# Problem
Write out the listing below in full and exactly, leaving out every picture.

_ _ _ _ _

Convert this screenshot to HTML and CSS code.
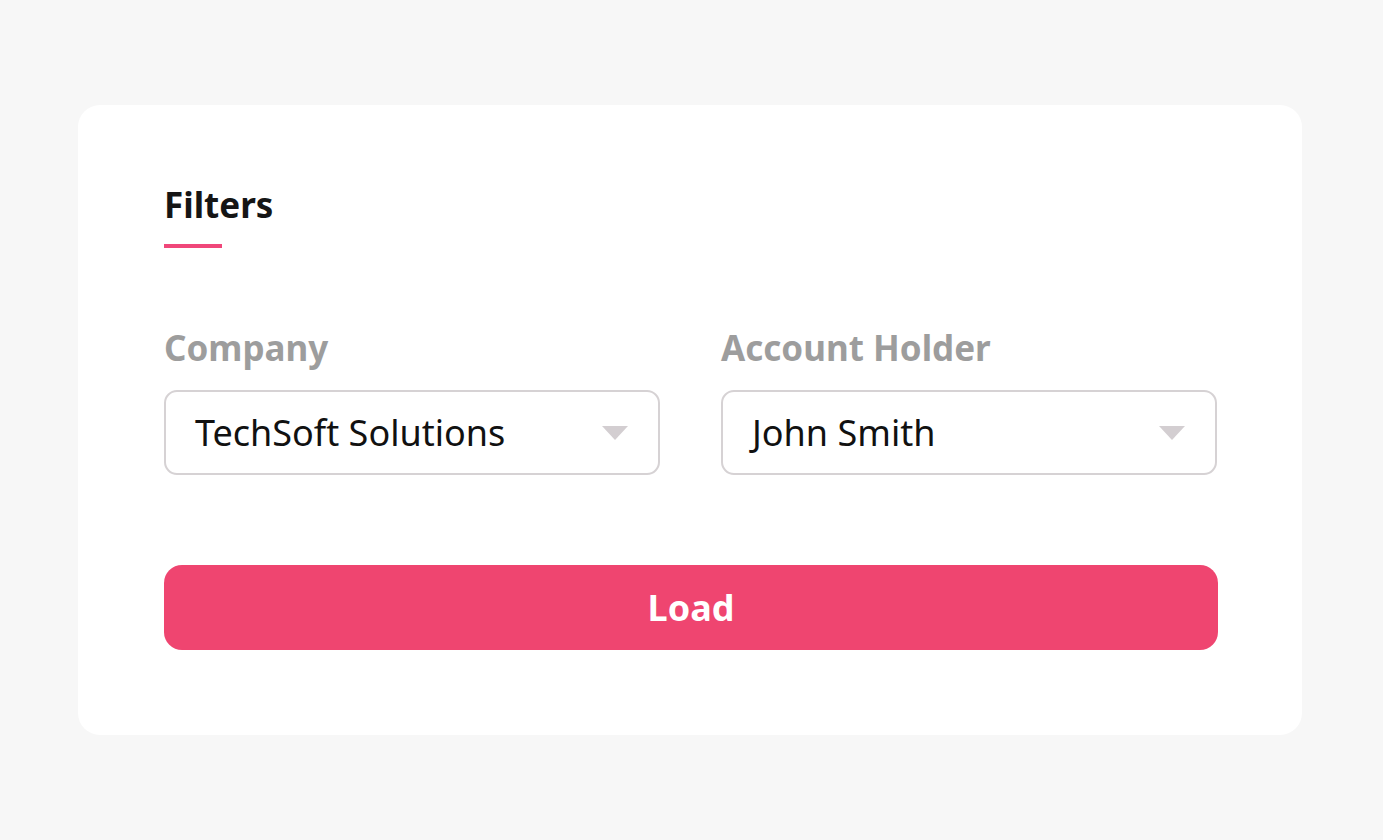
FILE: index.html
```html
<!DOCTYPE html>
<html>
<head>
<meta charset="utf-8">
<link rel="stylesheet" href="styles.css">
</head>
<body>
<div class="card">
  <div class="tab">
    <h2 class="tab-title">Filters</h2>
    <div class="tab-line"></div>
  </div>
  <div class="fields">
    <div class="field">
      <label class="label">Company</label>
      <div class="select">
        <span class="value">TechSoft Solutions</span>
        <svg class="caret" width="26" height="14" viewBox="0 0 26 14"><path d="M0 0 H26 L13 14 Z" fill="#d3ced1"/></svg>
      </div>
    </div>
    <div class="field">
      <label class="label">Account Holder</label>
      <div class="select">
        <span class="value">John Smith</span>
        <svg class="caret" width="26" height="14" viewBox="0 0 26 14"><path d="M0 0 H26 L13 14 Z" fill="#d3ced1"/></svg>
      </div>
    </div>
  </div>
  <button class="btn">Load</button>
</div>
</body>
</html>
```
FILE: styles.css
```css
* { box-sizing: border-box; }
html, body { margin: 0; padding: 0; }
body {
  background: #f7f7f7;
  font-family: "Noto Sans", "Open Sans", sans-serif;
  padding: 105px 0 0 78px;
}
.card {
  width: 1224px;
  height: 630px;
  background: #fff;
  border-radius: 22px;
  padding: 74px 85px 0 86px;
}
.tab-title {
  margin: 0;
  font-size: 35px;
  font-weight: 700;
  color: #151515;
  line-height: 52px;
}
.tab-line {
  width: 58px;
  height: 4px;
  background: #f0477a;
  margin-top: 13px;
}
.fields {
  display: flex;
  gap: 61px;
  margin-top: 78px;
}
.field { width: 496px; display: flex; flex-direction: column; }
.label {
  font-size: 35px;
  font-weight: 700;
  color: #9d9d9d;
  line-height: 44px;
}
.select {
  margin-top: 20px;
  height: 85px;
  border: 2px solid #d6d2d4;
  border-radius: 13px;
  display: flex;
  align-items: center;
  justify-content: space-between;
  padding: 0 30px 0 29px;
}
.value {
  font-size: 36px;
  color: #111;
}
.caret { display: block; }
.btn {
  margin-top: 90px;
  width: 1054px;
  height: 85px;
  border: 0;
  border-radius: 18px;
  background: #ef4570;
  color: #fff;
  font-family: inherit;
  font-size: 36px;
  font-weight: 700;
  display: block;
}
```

_ _ _ _ _

# Output of the task
Convert this screenshot to HTML and CSS code.
FILE: index.html
```html
<!DOCTYPE html>
<html>
<head>
<meta charset="utf-8">
<link rel="stylesheet" href="styles.css">
</head>
<body>
<div class="card">
  <div class="tab">
    <h2 class="tab-title">Filters</h2>
    <div class="tab-line"></div>
  </div>
  <div class="fields">
    <div class="field">
      <label class="label">Company</label>
      <div class="select">
        <span class="value">TechSoft Solutions</span>
        <svg class="caret" width="26" height="14" viewBox="0 0 26 14"><path d="M0 0 H26 L13 14 Z" fill="#d3ced1"/></svg>
      </div>
    </div>
    <div class="field">
      <label class="label">Account Holder</label>
      <div class="select">
        <span class="value">John Smith</span>
        <svg class="caret" width="26" height="14" viewBox="0 0 26 14"><path d="M0 0 H26 L13 14 Z" fill="#d3ced1"/></svg>
      </div>
    </div>
  </div>
  <button class="btn">Load</button>
</div>
</body>
</html>
```
FILE: styles.css
```css
* { box-sizing: border-box; }
html, body { margin: 0; padding: 0; }
body {
  background: #f7f7f7;
  font-family: "Noto Sans", "Open Sans", sans-serif;
  padding: 105px 0 0 78px;
}
.card {
  width: 1224px;
  height: 630px;
  background: #fff;
  border-radius: 22px;
  padding: 74px 85px 0 86px;
}
.tab-title {
  margin: 0;
  font-size: 35px;
  font-weight: 700;
  color: #151515;
  line-height: 52px;
}
.tab-line {
  width: 58px;
  height: 4px;
  background: #f0477a;
  margin-top: 13px;
}
.fields {
  display: flex;
  gap: 61px;
  margin-top: 78px;
}
.field { width: 496px; display: flex; flex-direction: column; }
.label {
  font-size: 35px;
  font-weight: 700;
  color: #9d9d9d;
  line-height: 44px;
}
.select {
  margin-top: 20px;
  height: 85px;
  border: 2px solid #d6d2d4;
  border-radius: 13px;
  display: flex;
  align-items: center;
  justify-content: space-between;
  padding: 0 30px 0 29px;
}
.value {
  font-size: 36px;
  color: #111;
}
.caret { display: block; }
.btn {
  margin-top: 90px;
  width: 1054px;
  height: 85px;
  border: 0;
  border-radius: 18px;
  background: #ef4570;
  color: #fff;
  font-family: inherit;
  font-size: 36px;
  font-weight: 700;
  display: block;
}
```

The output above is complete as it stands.